◆ **Instructions to follow**
Word for word, quote all of the material, omitting the pictures.

### Material provided

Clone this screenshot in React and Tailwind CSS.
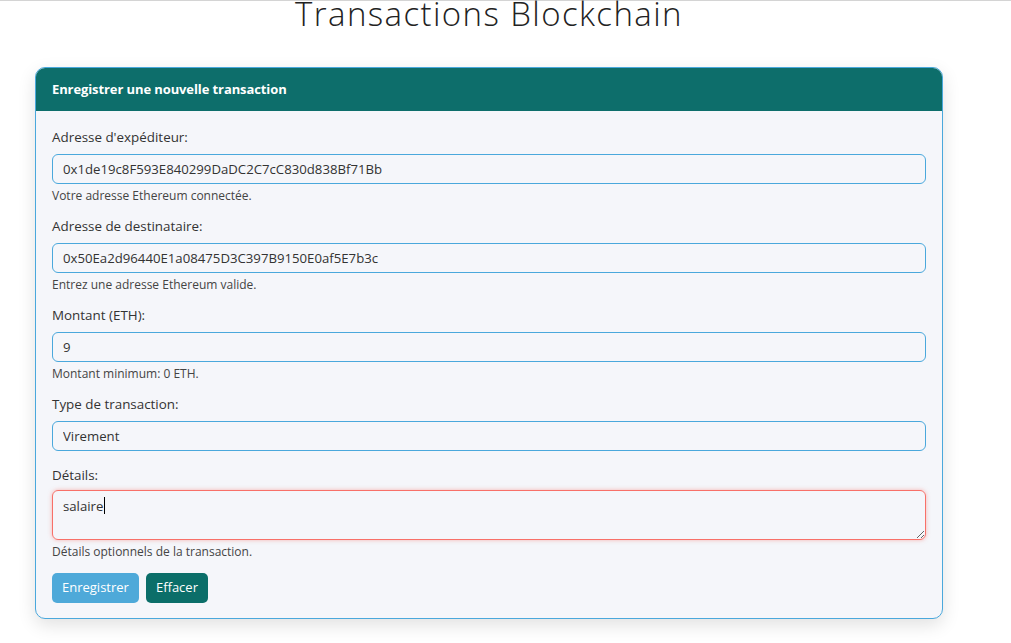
import React, { useState } from 'react';

const fields = [
    { id: 'from', label: "Adresse d'expéditeur:", value: '0x1de19c8F593E840299DaDC2C7cC830d838Bf71Bb', help: 'Votre adresse Ethereum connectée.' },
    { id: 'to', label: 'Adresse de destinataire:', value: '0x50Ea2d96440E1a08475D3C397B9150E0af5E7b3c', help: 'Entrez une adresse Ethereum valide.' },
    { id: 'amount', label: 'Montant (ETH):', value: '9', help: 'Montant minimum: 0 ETH.' },
];

export default function App() {
    const [details, setDetails] = useState('salaire');

    return (
        <div className="min-h-screen bg-white border-t border-[#d4d4d4] font-['Open_Sans',sans-serif] text-[#333]">
            <div className="w-[908px] ml-[35px]">
                <h1 className="-mt-[6px] text-center text-[33px] leading-[38px] font-light tracking-[1.4px] text-[#222]">
                    Transactions Blockchain
                </h1>

                <div className="mt-[34px] rounded-[10px] border border-[#4aa8dc] bg-[#f5f6fa] shadow-[0_6px_18px_rgba(0,0,0,0.12)] overflow-hidden">
                    <div className="h-[43px] bg-[#0d6e6b] px-4 flex items-center">
                        <span className="text-white text-[13px] font-bold tracking-[-0.1px]">Enregistrer une nouvelle transaction</span>
                    </div>

                    <form className="px-4 pt-[17px] pb-[15px]" onSubmit={(e) => e.preventDefault()}>
                        {fields.map((f) => (
                            <div key={f.id} className="mb-[14px]">
                                <label htmlFor={f.id} className="block text-[13.4px] leading-[18px] mb-[8px]">{f.label}</label>
                                <input
                                    id={f.id}
                                    defaultValue={f.value}
                                    className="block w-full h-[30px] px-[10px] rounded-[6px] border border-[#4aa8dc] bg-transparent text-[13.2px] text-[#333] outline-none"
                                />
                                <p className="mt-[5px] text-[12px] leading-[14px] text-[#444]">{f.help}</p>
                            </div>
                        ))}

                        <div className="mb-[15px]">
                            <label htmlFor="type" className="block text-[13.4px] leading-[18px] mb-[8px]">Type de transaction:</label>
                            <input
                                id="type"
                                defaultValue="Virement"
                                className="block w-full h-[30px] px-[10px] rounded-[6px] border border-[#4aa8dc] bg-transparent text-[13.2px] text-[#333] outline-none"
                            />
                        </div>

                        <div>
                            <label htmlFor="details" className="block text-[13.4px] leading-[18px] mb-[6px]">Détails:</label>
                            <div className="relative">
                                <textarea
                                    id="details"
                                    value={details}
                                    onChange={(e) => setDetails(e.target.value)}
                                    className="block w-full h-[50px] px-[10px] py-[5px] rounded-[6px] border border-[#f87068] bg-transparent text-[13.2px] leading-[20px] text-[#333] outline-none shadow-[0_0_4px_rgba(248,112,104,0.5)] resize-y"
                                />
                                <div className="absolute left-[11px] top-[6px] text-[13.2px] leading-[20px] pointer-events-none">
                                    <span className="invisible">{details}</span>
                                    <span className="inline-block w-px h-[17px] bg-black align-middle -mt-[3px] ml-[1px]" />
                                </div>
                            </div>
                            <p className="mt-[5px] text-[12px] leading-[14px] text-[#444]">Détails optionnels de la transaction.</p>
                        </div>

                        <div className="mt-[14px] flex gap-[7px]">
                            <button type="submit" className="h-[30px] px-[10px] rounded-[5px] bg-[#4ea9d9] text-white text-[13px]">Enregistrer</button>
                            <button type="button" className="h-[30px] px-[10px] rounded-[5px] bg-[#0b6e69] text-white text-[13px]">Effacer</button>
                        </div>
                    </form>
                </div>
            </div>
        </div>
    );
}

######

◆ **Complete answer**
Clone this screenshot in React and Tailwind CSS.
import React, { useState } from 'react';

const fields = [
    { id: 'from', label: "Adresse d'expéditeur:", value: '0x1de19c8F593E840299DaDC2C7cC830d838Bf71Bb', help: 'Votre adresse Ethereum connectée.' },
    { id: 'to', label: 'Adresse de destinataire:', value: '0x50Ea2d96440E1a08475D3C397B9150E0af5E7b3c', help: 'Entrez une adresse Ethereum valide.' },
    { id: 'amount', label: 'Montant (ETH):', value: '9', help: 'Montant minimum: 0 ETH.' },
];

export default function App() {
    const [details, setDetails] = useState('salaire');

    return (
        <div className="min-h-screen bg-white border-t border-[#d4d4d4] font-['Open_Sans',sans-serif] text-[#333]">
            <div className="w-[908px] ml-[35px]">
                <h1 className="-mt-[6px] text-center text-[33px] leading-[38px] font-light tracking-[1.4px] text-[#222]">
                    Transactions Blockchain
                </h1>

                <div className="mt-[34px] rounded-[10px] border border-[#4aa8dc] bg-[#f5f6fa] shadow-[0_6px_18px_rgba(0,0,0,0.12)] overflow-hidden">
                    <div className="h-[43px] bg-[#0d6e6b] px-4 flex items-center">
                        <span className="text-white text-[13px] font-bold tracking-[-0.1px]">Enregistrer une nouvelle transaction</span>
                    </div>

                    <form className="px-4 pt-[17px] pb-[15px]" onSubmit={(e) => e.preventDefault()}>
                        {fields.map((f) => (
                            <div key={f.id} className="mb-[14px]">
                                <label htmlFor={f.id} className="block text-[13.4px] leading-[18px] mb-[8px]">{f.label}</label>
                                <input
                                    id={f.id}
                                    defaultValue={f.value}
                                    className="block w-full h-[30px] px-[10px] rounded-[6px] border border-[#4aa8dc] bg-transparent text-[13.2px] text-[#333] outline-none"
                                />
                                <p className="mt-[5px] text-[12px] leading-[14px] text-[#444]">{f.help}</p>
                            </div>
                        ))}

                        <div className="mb-[15px]">
                            <label htmlFor="type" className="block text-[13.4px] leading-[18px] mb-[8px]">Type de transaction:</label>
                            <input
                                id="type"
                                defaultValue="Virement"
                                className="block w-full h-[30px] px-[10px] rounded-[6px] border border-[#4aa8dc] bg-transparent text-[13.2px] text-[#333] outline-none"
                            />
                        </div>

                        <div>
                            <label htmlFor="details" className="block text-[13.4px] leading-[18px] mb-[6px]">Détails:</label>
                            <div className="relative">
                                <textarea
                                    id="details"
                                    value={details}
                                    onChange={(e) => setDetails(e.target.value)}
                                    className="block w-full h-[50px] px-[10px] py-[5px] rounded-[6px] border border-[#f87068] bg-transparent text-[13.2px] leading-[20px] text-[#333] outline-none shadow-[0_0_4px_rgba(248,112,104,0.5)] resize-y"
                                />
                                <div className="absolute left-[11px] top-[6px] text-[13.2px] leading-[20px] pointer-events-none">
                                    <span className="invisible">{details}</span>
                                    <span className="inline-block w-px h-[17px] bg-black align-middle -mt-[3px] ml-[1px]" />
                                </div>
                            </div>
                            <p className="mt-[5px] text-[12px] leading-[14px] text-[#444]">Détails optionnels de la transaction.</p>
                        </div>

                        <div className="mt-[14px] flex gap-[7px]">
                            <button type="submit" className="h-[30px] px-[10px] rounded-[5px] bg-[#4ea9d9] text-white text-[13px]">Enregistrer</button>
                            <button type="button" className="h-[30px] px-[10px] rounded-[5px] bg-[#0b6e69] text-white text-[13px]">Effacer</button>
                        </div>
                    </form>
                </div>
            </div>
        </div>
    );
}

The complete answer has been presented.